I had the typical education of a firstborn-with-a-little-sister in macho freak South America. I was raised to have a militar career. When puberty came and my voice took a bit longer to crack, my parents very fortunately gave up on the obsession, because back in the daze the military was associated with heterosexuality. Well, come to think of it, it still is. But anyway, they started investing like there was no other possibility in making me a small businessman, because that's what my father was and we all know how the story goes.

My old people were kinda low key and VERY limited. Well, they still are, but 28 years knowing me have forced them to accept other possibilities in a universe like this. I sincerely trust that they had good intentions (in part because I fear going way too bitter this late in my emotional development), but how on Earth couldn't they see I needed drawing, guitar or dance lessons (something my sister had from the moment she could walk without leaning on walls) more than prescribed psychodrugs, or keeping my hair short or totally off-the-wall shoehorning, or multi-abuse? Back then, it just seemed right to think the fault of being misunderstood was mine.

Anyway, time passed, and because my mother had a college degree, she felt indebted with affording me one, too. I wanted Psychology. I wanted to investigate this fascinating world of honest emotions and shared feelings, something that was denied to me because I was born in the wrong place, with the wrong people. And wrong time, too, because I don't think I'll never fit this world before it's about 2050 common era. By then, maybe. So, mom wanted something glamourous, a career that implied a grey suit and a cold-ass stare, so she could look like a celebrity's mom to that miserable neighbourhood I grew up in. To the very best of my judgement back then, the only career that sounded like professional training, creativity honing and glitter was Journalism. Well, at least I'd be able to earn a living writing, right?

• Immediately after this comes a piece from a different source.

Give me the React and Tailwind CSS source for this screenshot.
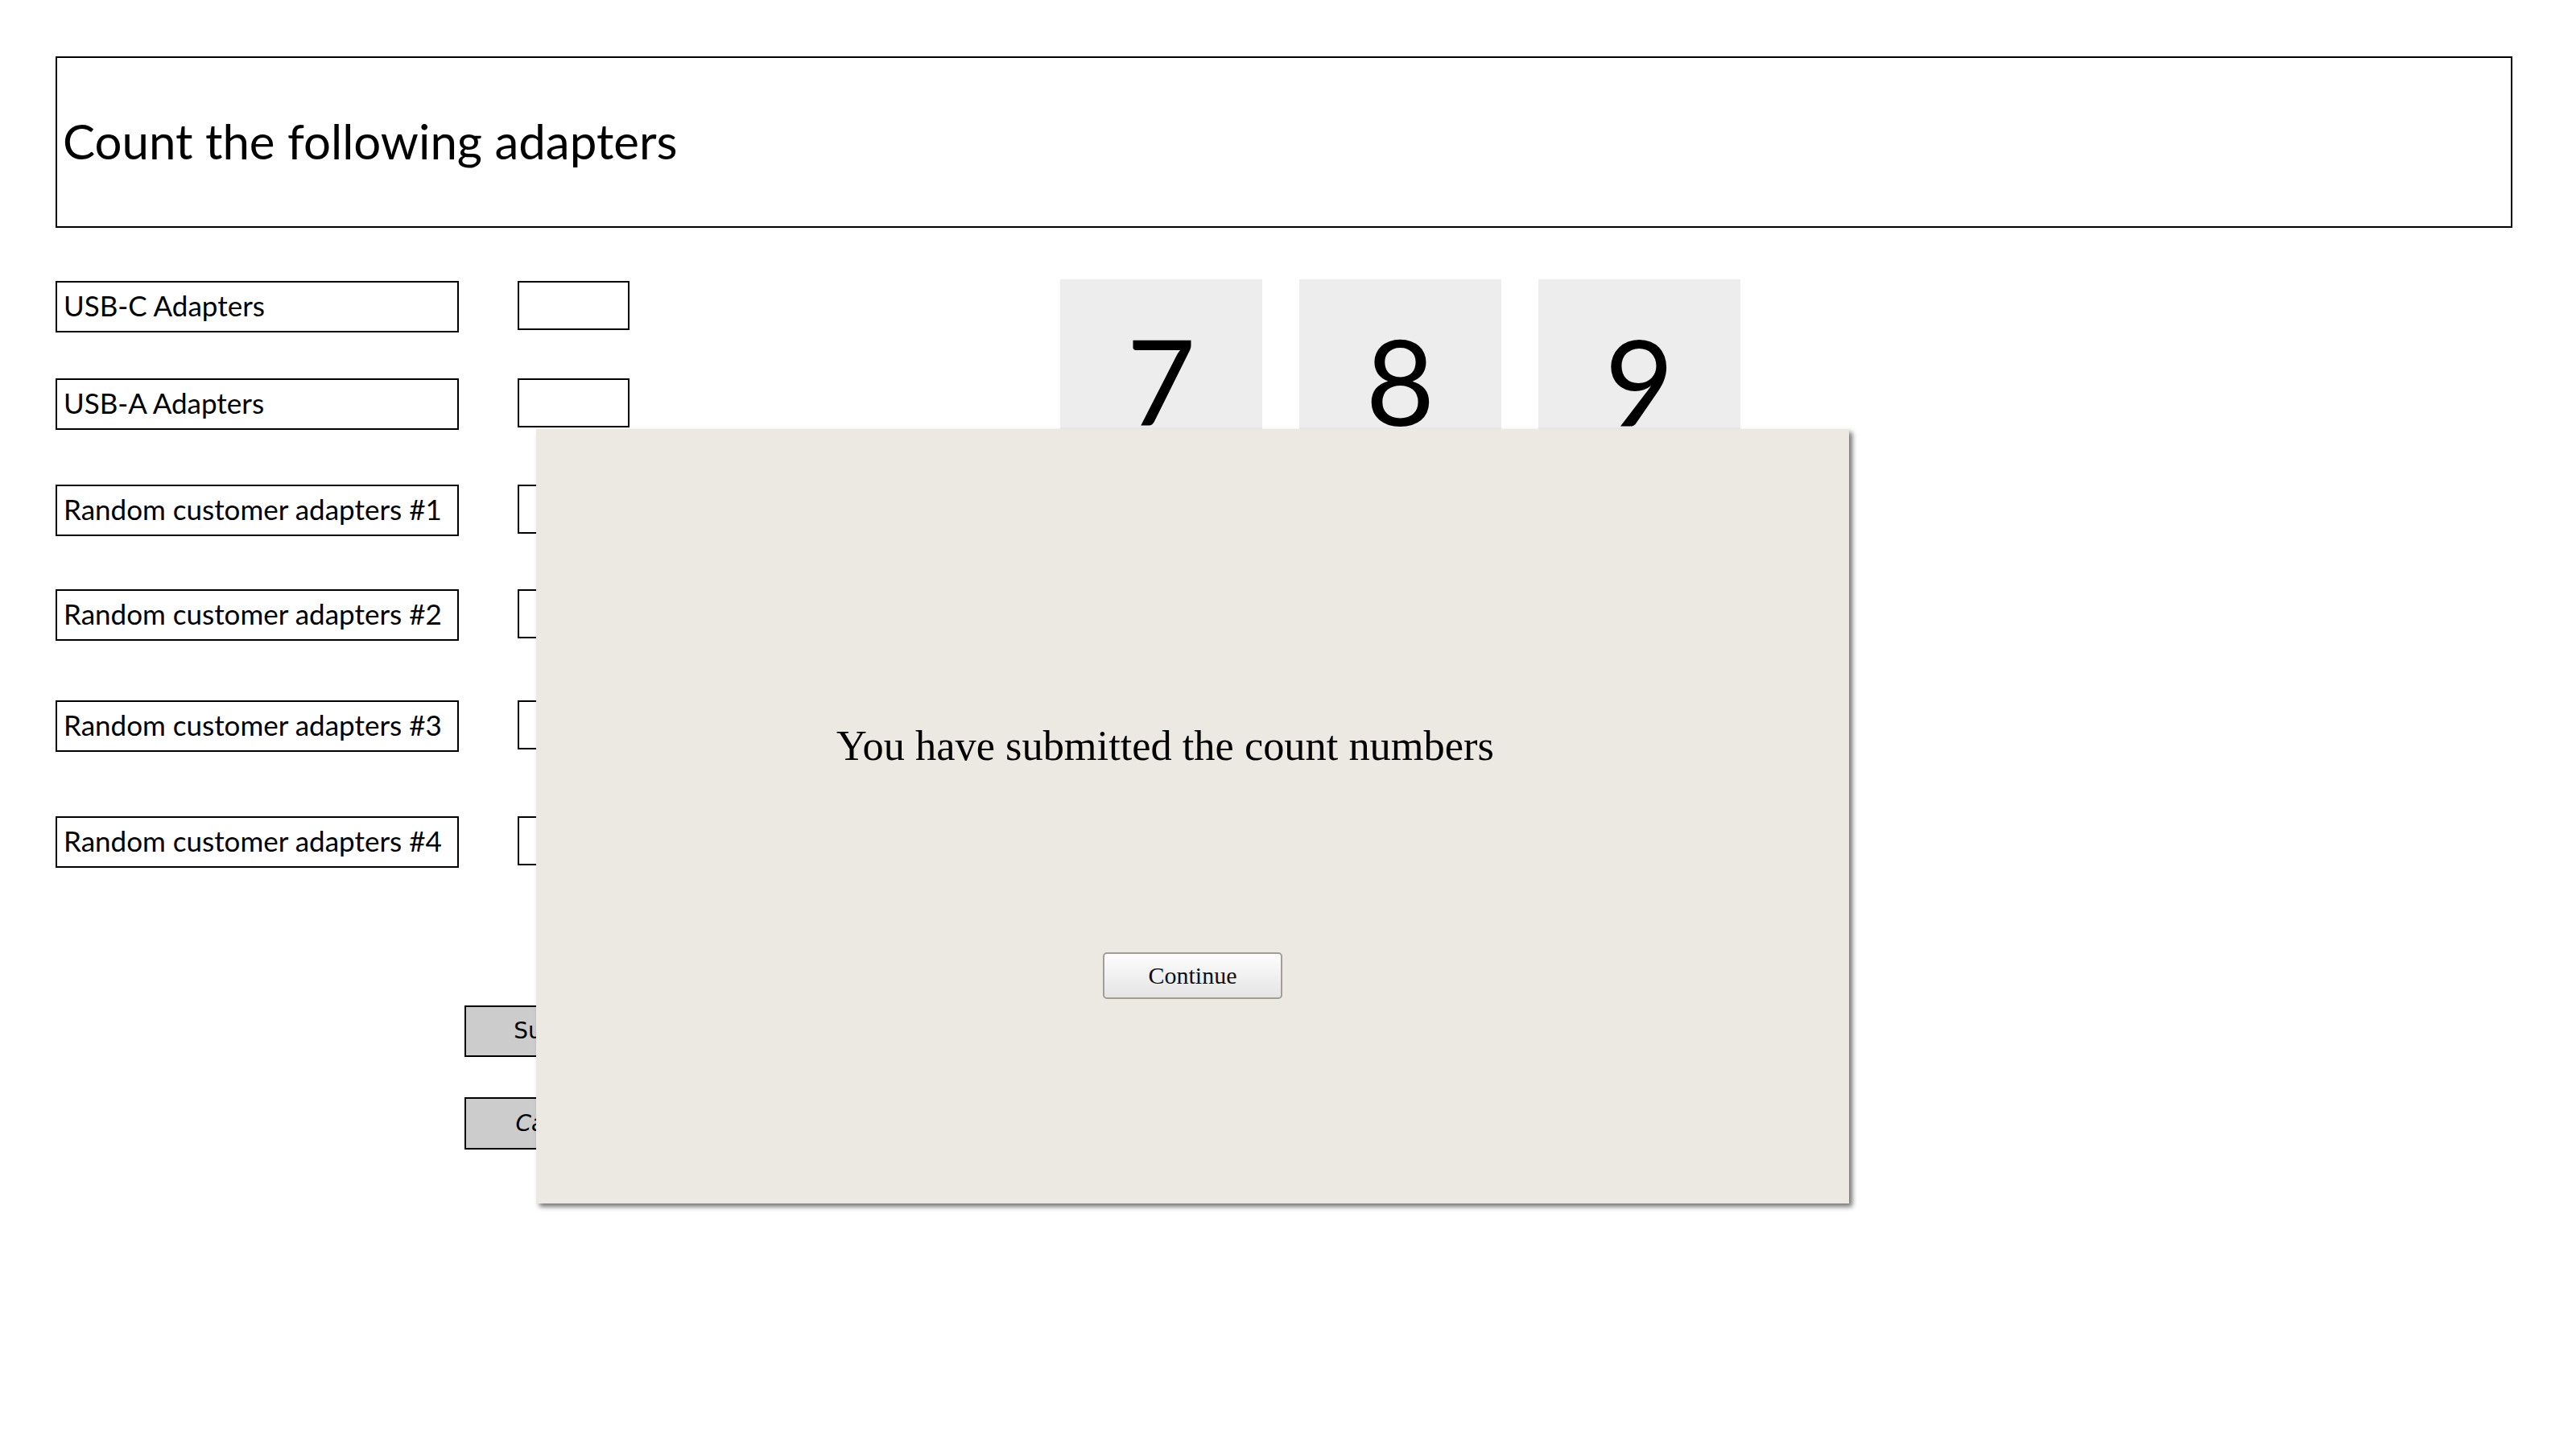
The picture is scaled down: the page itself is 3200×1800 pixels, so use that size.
import React from 'react';

const rows = [
  { label: 'USB-C Adapters', mt: 'mt-0' },
  { label: 'USB-A Adapters', mt: 'mt-[57px]' },
  { label: 'Random customer adapters #1', mt: 'mt-[68px]' },
  { label: 'Random customer adapters #2', mt: 'mt-[66px]' },
  { label: 'Random customer adapters #3', mt: 'mt-[74px]' },
  { label: 'Random customer adapters #4', mt: 'mt-[80px]' },
];

const digits = ['7', '8', '9'];

const CountRow = ({ label, mt }) => (
  <div className={`flex items-start ${mt}`}>
    <div className="w-[501px] h-[64px] border-2 border-black bg-white flex items-center pl-[8px] pb-[4px] text-[35px] text-black">
      {label}
    </div>
    <div className="ml-[73px] w-[139px] h-[61px] border-2 border-black bg-white" />
  </div>
);

const SubmittedDialog = () => (
  <div className="absolute left-[666px] top-[533px] w-[1631px] h-[962px] bg-[#ece9e3] shadow-[4px_4px_6px_rgba(0,0,0,0.55)] flex flex-col">
    <p className="pt-[363px] pl-[373px] text-[52.4px] leading-[60px] text-black font-['Liberation_Serif',serif]">
      You have submitted the count numbers
    </p>
    <button className="self-center mt-[227px] w-[223px] h-[58px] rounded-[5px] border-2 border-[#a59d92] bg-gradient-to-b from-[#fdfdfd] to-[#e4e4e4] text-[30px] text-[#111] font-['Liberation_Serif',serif] leading-none">
      Continue
    </button>
  </div>
);

const App = () => {
  return (
    <div className="relative w-[3200px] h-[1800px] bg-white font-['Lato',sans-serif] overflow-hidden">
      <div className="pt-[70px] pl-[69px]">
        {/* heading */}
        <div className="w-[3052px] h-[213px] border-2 border-black flex items-center pl-[7px] pb-[3px]">
          <h1 className="text-[60px] text-black">Count the following adapters</h1>
        </div>

        <div className="flex mt-[64px]">
          {/* form column */}
          <div className="flex flex-col pt-[2px]">
            {rows.map((r) => (
              <CountRow key={r.label} label={r.label} mt={r.mt} />
            ))}

            <button className="ml-[508px] mt-[171px] w-[222px] h-[64px] border-2 border-black bg-[#cccccc] text-[28px] text-black font-['DejaVu_Sans',sans-serif]">
              Submit
            </button>
            <button className="ml-[508px] mt-[50px] w-[222px] h-[65px] border-2 border-black bg-[#cccccc] text-[28px] italic text-black font-['DejaVu_Sans',sans-serif]">
              Cancel
            </button>
          </div>

          {/* digit tiles */}
          <div className="flex gap-[46px] ml-[518px]">
            {digits.map((d) => (
              <div
                key={d}
                className="w-[251px] h-[250px] bg-[#ededee] flex items-center justify-center text-[148px] text-black"
              >
                {d}
              </div>
            ))}
          </div>
        </div>
      </div>

      <SubmittedDialog />
    </div>
  );
};

export default App;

Wrong. Like every decision I took guided by my mom's urgings. Frankly, if I had her money and her sense of sovereignity when I was 13, I'd probably have grown up to be a winner today.

Writing is about 5% of what Journalism is these days, and most of Journalism students of my generation never got to work with it because of the scarcity of jobs in the field, the poor academic credentials and the huge mob of competitors in the market. Even those who did, are depressed slaves today. I had to let go of all connections I had with them in order to not be dragged down to alcoholism and suicide. So, I wound up with a useless degree in something that's useless for getting a stable job, a less-than-human identity, charges and demands from family and neighbourhood, and a violent depression. But I managed to fail in the suicide suicide part, fortunately.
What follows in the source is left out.